Prometheus Probe Version

Release Date

Change Content

v1.1.31

Phased release starting from March 2025

  • Optimize large-scale Targets scheduling to accelerate task assignment.

  • By default, service discovery is performed only for pods in the Running state.

  • Optimize service discovery to reduce memory usage.

  • Optimize log output to reduce duplicate logs.

v1.1.30

March 2025

  • Optimize the leader election logic among replicas during runtime.

  • Fix the issue of plaintext key parsing errors in some cases.

  • Fix the issue where the last collection task cannot stop properly when all collection configurations are deleted.

  • Optimize the collection method for virtual-kubelet nodes to return only current node metrics.

  • Adjust GPU Exporter collection configuration to add GPU Exporter pod information to tags starting with source_ to avoid conflicts with timeline tags.

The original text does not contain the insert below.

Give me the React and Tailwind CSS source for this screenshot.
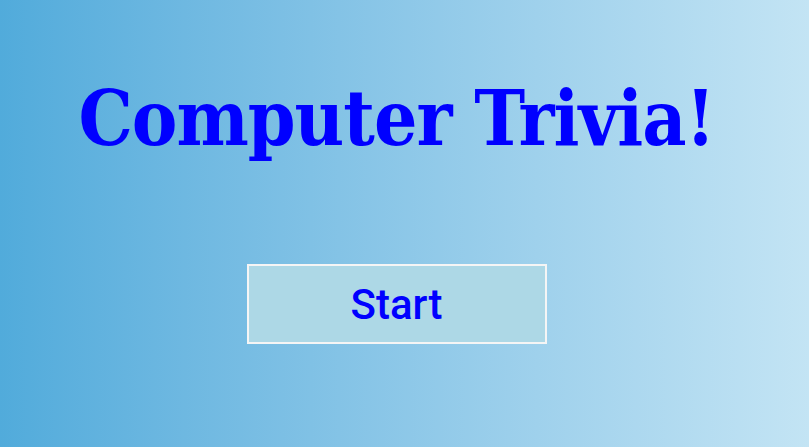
export default function App() {
  return (
    <div className="min-h-screen w-full bg-gradient-to-r from-[#51abdb] to-[#c3e4f4]">
      <div className="w-[793px] flex flex-col items-center pt-[81px]">
        <h1 className="text-[76px] leading-none text-[#0000ff] font-['DejaVu_Serif',serif] font-bold font-stretch-semi-condensed tracking-[-1px]">
          Computer Trivia!
        </h1>
        <button className="mt-[107px] w-[300px] h-[80px] bg-[#add8e6] border-2 border-[#f5f5f5] text-[#0000ff] text-[42px] font-medium font-['Roboto',sans-serif]">
          Start
        </button>
      </div>
    </div>
  );
}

  • Add retry to avoid token refresh failure.

v1.1.27

January 2025

  • Adjust scheduling settings for edge cluster workloads.

  • Enhance security for some collection jobs in edge clusters.

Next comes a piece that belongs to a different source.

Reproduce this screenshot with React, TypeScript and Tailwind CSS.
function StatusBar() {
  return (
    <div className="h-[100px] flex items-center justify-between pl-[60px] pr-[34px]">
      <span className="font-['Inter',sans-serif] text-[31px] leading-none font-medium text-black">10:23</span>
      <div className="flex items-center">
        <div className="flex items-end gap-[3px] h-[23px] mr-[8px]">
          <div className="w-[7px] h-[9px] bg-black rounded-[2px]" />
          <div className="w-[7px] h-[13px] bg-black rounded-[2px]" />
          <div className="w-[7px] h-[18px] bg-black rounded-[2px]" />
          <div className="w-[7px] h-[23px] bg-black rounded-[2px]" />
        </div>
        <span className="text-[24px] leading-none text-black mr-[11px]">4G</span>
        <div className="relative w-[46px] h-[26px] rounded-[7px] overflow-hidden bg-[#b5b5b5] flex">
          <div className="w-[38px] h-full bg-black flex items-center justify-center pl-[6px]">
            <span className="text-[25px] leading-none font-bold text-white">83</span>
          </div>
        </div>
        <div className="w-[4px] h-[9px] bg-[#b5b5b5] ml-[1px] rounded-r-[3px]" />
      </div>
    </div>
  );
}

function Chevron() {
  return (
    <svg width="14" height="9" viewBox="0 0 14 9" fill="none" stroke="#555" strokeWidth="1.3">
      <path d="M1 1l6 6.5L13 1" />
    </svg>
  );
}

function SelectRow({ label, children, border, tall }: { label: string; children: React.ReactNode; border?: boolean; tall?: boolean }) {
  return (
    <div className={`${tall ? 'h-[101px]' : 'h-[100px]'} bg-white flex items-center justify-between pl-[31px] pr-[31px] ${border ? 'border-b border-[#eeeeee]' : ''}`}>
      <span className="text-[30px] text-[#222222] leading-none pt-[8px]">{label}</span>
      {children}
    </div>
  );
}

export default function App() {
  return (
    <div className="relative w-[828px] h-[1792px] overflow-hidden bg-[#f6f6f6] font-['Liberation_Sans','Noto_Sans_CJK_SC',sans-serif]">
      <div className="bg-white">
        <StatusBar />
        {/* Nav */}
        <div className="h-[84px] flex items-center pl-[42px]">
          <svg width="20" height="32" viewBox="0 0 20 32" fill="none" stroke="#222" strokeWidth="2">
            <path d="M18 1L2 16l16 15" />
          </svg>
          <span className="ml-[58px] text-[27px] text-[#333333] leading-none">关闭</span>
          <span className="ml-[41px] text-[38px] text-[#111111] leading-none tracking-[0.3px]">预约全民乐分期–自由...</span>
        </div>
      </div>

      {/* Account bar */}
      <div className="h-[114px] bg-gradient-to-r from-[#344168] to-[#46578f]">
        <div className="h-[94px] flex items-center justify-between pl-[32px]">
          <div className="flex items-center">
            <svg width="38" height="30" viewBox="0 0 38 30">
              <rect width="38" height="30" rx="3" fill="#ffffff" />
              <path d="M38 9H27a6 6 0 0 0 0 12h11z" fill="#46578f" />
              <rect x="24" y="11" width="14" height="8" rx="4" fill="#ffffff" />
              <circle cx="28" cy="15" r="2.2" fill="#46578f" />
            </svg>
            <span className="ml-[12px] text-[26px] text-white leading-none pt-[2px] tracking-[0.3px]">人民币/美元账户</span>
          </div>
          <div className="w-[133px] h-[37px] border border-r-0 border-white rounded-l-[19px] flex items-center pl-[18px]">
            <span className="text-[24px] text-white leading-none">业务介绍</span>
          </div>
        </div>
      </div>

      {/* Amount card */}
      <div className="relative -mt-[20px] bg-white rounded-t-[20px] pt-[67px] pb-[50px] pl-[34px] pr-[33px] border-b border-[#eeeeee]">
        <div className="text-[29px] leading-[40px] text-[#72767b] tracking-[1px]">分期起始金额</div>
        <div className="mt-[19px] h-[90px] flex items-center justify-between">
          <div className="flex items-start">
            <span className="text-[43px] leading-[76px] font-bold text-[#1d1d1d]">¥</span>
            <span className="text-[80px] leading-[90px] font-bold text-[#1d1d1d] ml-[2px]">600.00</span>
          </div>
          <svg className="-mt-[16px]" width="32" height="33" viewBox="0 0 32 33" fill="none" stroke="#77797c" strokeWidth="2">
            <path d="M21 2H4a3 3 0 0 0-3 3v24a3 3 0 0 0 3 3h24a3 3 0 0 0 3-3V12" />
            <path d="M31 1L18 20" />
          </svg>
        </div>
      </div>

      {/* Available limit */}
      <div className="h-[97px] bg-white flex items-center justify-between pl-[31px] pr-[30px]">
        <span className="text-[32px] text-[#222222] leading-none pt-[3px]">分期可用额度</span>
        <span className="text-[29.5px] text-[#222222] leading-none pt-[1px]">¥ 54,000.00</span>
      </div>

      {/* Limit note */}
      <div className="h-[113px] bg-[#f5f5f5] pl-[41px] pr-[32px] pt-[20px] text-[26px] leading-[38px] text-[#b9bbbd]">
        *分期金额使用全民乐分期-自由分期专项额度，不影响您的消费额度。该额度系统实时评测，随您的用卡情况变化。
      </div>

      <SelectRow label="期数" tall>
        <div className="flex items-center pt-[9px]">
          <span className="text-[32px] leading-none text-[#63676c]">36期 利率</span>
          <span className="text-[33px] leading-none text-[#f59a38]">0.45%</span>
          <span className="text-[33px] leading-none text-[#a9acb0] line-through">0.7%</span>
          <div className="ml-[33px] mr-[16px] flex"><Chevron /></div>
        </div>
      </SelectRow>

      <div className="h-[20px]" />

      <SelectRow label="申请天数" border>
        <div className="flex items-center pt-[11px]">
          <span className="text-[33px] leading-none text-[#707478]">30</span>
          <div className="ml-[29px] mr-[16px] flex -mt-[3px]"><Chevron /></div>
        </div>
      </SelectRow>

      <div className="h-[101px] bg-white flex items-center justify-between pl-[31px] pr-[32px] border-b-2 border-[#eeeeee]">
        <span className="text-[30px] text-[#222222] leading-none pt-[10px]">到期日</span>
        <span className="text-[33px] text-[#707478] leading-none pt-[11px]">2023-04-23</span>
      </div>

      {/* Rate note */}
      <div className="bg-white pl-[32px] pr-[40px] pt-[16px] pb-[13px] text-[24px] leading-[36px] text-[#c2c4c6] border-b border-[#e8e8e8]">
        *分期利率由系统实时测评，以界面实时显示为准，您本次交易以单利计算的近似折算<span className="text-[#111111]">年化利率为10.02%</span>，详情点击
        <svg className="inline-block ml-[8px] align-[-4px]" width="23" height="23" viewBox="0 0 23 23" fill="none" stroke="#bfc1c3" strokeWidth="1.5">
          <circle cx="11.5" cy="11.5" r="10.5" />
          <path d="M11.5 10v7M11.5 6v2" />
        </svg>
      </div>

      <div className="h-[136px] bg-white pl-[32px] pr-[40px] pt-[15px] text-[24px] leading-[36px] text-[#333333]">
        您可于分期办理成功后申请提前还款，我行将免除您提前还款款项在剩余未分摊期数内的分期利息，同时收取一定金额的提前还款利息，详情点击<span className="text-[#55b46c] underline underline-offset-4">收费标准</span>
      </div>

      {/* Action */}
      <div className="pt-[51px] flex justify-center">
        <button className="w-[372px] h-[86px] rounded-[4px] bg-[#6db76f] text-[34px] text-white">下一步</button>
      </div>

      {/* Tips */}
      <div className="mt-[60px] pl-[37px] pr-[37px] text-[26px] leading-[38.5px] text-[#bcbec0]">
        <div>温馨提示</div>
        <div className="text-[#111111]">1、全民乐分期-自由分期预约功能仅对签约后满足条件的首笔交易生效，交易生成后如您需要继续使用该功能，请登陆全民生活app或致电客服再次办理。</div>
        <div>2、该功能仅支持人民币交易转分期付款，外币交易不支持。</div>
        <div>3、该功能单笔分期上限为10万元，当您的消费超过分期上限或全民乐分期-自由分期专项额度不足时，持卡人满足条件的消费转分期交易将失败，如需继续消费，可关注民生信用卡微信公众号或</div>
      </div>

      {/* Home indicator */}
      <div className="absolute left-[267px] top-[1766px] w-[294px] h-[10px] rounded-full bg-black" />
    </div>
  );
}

  • Adopt a more compatible mode for cAdvisor service discovery to support container clusters below version 1.20.0.

2024

Prometheus probe

Prometheus Probe Version Number

Release Date

Collection Metric Content

Change Content

v1.1.25

October 2024

Container Environment

  • Add support for some new metrics of Node Exporter and Kube State Metrics.

  • Support service discovery for Ingress v1.

  • Adapt cAdvisor data collection for Virtual Kubelet nodes.

  • Add compatibility for OpenMetrics protocol exemplar format timeline.

  • Fix the issue where metric labels are not sorted in lexicographic order in some scenarios.

  • Fix the issue where collection configurations are not updated properly in some scenarios.

  • Resolve the issue where the same collection target is not collected correctly when different Service Monitor configurations are used.

v1.1.22

September 2024

Container Environment

  • Add support for some basic metrics of Node Exporter and KSM.

  • Remove the /aliyun page on port 9335 of the arms-prom-admin service in the arms-prom namespace to meet security compliance requirements.

v1.1.20

May 2024

Container Environment

  • [Collection] Fix the issue where built-in collection jobs cannot be customized and overwritten.

  • [Collection] Add self-monitoring metric aliyun_prometheus_agent_hpa_max_limit for the maximum number of replicas.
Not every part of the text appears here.